The Cleveland board of education has improperly taken actions involving the district’s management and structure that directly conflict with a federal court’s desegregation orders, Ohio’s superintendent of public instruction ruled last week.
The action marked the first time that the state has voided a Cleveland board resolution using powers granted by a 1987 court order, a state official said last week.
The court order requires state officials to monitor the district’s desegregation efforts and approve any changes sought by school officials.
In a May 31 letter to district officials, Franklin B. Walters, the state superintendent of instruction, declared “null and void” a resolution by the Cleveland board that placed the district’s legal department under the direct control of the board rather than the district’s superintendent.
The letter also requires the board to seek the superintendent’s recommendations before hiring new employees, specifically for the legal department and a new architect’s office, according to G. Robert Bowers, an assistant state superintendent.
Adds to Ongoing Dispute
The state’s action adds a new element to an ongoing and very public feud between board members and Superintendent Alfred D. Tutela.
In recent months the board has taken several actions that have effectively reduced the superintendent’s authority. And his proposals for implementing full-day kindergartens throughout the district and creating thematic high schools have languished in board committees.
Last month, board members were sharply criticized in the local media for considering a resolution that would have denied the superintendent a seat on the dias with board members during public meetings. Board members claimed that the measure was designed to improve the public’s ''confused image of the management and direction of the district.”
“It’s the only way they can feel tall physically,” Mr. Tutela said before the seating language was withdrawn by its sponsor. “They could put me in a closet in the basement of a garage and they would still be worried about me.”
Some board members admit that the dispute has become personal and charge that Mr. Tutela backed the formation of a slate of five candidates, including only two incumbents, who in April began actively campaigning for November’s scheduled school-board election.
“That was so patently stupid,” said Joseph A. Costanzo, an incumbent who was not included on the slate. Mr.
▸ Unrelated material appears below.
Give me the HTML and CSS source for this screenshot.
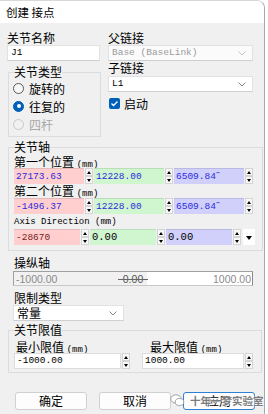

Costanzo was appointed to the board last year by a probate judge after the board deadlocked three-to-three on filling a vacant board seat.
“We made a mistake with this guy, he’s power hungry,” said James Carney, another board member.
‘Permeated by Politics’
Mr. Tutela, who is currently in the third year of a five-year contract, responded to the charges by saying he did not personally know some of the candidates.
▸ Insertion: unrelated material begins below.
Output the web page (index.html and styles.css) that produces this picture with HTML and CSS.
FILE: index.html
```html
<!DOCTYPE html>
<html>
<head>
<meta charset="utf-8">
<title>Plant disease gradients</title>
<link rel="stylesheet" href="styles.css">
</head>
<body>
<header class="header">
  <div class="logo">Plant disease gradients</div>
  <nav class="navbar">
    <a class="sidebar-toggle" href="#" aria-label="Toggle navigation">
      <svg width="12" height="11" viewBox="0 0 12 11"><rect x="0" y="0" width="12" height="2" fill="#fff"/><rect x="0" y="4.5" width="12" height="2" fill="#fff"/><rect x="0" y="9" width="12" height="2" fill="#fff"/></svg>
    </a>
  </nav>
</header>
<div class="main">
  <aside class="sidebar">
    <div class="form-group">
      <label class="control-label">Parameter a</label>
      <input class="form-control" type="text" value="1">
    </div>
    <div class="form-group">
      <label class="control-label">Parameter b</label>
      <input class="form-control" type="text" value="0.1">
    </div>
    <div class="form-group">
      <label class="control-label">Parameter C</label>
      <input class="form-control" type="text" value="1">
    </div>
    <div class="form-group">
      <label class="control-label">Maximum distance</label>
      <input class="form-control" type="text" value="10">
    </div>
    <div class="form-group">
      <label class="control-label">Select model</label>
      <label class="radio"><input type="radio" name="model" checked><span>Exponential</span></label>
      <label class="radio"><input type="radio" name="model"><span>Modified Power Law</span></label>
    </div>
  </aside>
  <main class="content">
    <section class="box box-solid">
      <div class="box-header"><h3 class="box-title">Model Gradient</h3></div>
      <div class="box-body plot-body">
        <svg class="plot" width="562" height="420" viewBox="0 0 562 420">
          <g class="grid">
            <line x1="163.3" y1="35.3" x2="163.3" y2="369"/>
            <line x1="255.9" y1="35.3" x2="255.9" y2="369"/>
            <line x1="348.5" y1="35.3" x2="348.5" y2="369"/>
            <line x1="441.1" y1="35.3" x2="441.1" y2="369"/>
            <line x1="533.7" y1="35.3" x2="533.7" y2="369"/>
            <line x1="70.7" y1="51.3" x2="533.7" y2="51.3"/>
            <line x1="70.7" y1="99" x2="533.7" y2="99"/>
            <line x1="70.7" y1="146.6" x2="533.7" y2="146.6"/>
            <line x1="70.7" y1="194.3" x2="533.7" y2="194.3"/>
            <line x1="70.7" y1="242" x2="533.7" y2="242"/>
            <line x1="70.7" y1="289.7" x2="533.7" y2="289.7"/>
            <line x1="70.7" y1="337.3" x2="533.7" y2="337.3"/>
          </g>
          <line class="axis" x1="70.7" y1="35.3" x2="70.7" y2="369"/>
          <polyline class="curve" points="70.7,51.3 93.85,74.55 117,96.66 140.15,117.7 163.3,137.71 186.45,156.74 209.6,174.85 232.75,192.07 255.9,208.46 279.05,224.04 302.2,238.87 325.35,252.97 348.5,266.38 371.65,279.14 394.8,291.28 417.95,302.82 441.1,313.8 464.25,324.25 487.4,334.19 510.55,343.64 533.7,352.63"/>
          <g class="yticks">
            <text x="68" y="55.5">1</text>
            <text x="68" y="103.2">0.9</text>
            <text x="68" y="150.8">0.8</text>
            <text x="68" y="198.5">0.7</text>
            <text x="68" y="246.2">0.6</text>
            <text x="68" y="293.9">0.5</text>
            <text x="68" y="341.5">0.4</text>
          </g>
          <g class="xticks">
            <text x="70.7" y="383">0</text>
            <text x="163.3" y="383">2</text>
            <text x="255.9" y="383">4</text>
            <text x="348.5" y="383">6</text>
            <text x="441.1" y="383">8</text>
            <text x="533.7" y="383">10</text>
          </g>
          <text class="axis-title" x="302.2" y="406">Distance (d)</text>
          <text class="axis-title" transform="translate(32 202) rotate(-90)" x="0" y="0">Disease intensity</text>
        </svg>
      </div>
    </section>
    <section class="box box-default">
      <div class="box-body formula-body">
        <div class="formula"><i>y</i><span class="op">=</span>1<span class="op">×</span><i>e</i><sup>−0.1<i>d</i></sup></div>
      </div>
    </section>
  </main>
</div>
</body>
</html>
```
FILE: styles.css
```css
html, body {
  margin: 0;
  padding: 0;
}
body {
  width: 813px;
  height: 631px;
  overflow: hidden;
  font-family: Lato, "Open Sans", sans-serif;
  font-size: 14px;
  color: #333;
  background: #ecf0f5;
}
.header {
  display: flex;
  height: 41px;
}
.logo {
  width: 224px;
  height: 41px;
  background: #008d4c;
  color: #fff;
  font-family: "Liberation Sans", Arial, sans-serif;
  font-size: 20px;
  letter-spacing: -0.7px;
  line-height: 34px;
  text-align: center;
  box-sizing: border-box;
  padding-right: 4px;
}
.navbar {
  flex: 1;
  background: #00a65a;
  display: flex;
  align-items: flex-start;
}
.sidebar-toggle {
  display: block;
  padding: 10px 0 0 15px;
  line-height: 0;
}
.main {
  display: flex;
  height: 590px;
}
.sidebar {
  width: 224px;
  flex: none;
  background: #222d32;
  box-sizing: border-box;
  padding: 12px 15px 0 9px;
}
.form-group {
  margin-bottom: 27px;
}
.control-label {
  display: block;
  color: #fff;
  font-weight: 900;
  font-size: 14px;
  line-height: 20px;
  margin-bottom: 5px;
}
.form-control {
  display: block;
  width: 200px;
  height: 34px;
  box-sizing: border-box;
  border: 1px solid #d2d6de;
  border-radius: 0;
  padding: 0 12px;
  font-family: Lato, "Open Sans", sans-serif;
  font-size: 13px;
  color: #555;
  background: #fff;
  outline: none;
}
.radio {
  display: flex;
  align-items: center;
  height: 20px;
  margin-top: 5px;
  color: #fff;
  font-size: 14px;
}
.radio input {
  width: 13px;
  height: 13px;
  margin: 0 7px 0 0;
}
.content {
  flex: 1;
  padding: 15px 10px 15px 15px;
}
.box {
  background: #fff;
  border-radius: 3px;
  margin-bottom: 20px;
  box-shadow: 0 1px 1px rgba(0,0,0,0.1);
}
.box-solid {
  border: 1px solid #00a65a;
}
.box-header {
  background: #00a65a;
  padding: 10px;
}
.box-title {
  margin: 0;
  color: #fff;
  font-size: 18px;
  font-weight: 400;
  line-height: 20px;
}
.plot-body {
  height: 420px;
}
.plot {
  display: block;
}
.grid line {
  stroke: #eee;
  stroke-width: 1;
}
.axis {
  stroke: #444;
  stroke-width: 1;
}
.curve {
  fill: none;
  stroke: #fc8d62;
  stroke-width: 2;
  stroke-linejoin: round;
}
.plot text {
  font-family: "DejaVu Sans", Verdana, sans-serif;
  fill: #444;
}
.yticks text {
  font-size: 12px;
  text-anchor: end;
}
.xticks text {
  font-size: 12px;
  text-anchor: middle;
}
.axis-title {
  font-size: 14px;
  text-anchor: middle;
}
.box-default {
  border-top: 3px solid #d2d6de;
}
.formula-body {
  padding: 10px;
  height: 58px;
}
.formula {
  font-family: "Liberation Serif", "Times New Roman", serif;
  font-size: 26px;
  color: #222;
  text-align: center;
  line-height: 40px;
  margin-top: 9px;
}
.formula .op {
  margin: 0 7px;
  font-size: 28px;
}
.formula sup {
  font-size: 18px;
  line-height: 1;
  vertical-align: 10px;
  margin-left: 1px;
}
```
The superintendent charged in turn that the board violated both his constitutional rights and his contract when it amended the district’s bylaws last month to bar him from participating in district politics.
“At the same time, they go around soliciting my administrators” for campaign contributions, he said.
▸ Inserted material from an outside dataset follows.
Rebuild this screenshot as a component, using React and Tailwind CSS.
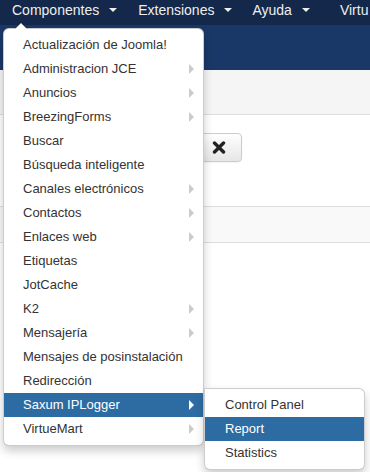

Several observers said that the unusual number of board seats open in the fall election have heightened the political tensions in a district with an established reputation for political turmoil.
“The current relationship between the board and the superintendent is strained at best and non-existent half the time,” said Richard A. DeColibus, president of the Cleveland Teachers Union.
As a result, he added, policy formation in the district is “basically in a state of paralysis.”
“Everything seems permeated by the politics,” said Barbara Simmons Holmes, executive director of the Cleveland School Budget Coalition, a local watchdog group. “The politics are so thick that the issues get lost and personalities take the front seat.”
Even business leaders in Cleveland, who say they strive to remain aloof from the school system’s politics while dramatically increasing their involvement in school-busi8ness partnerships, decried the board’s recent actions.
Business leaders and school officials last month announced that corporate partners had been paired with each of the district’s 12 comprehensive high schools in an effort they said would require far more commitment and energy from both parties than the traditional adopt-a-school approach.
Later the same day, the board was scheduled to consider the seating resolution.
“It’s embarassing for the whole community,” said John Lewis, a lawyer and chairman of the education committee of the Greater Cleveland Business Roundtable.
“I have to ignore that kind of behavior,” he said. “I’m not going to let that get in the way of the education of the youngsters in this system.”
While there are some signs that community leaders and activist groups will prod voters to view the upcoming election as a referendum on the system’s political disputes, some observers say it is too early to tell whether voters who have become accustomed to the board’s perennial bickering can be roused to issue a mandate for change.
“I am glad to say that this community has resisted the temptation to give up on its schools,” said Steven A. Minter, director of the Cleveland Foundation, at the group’s annual meeting last month.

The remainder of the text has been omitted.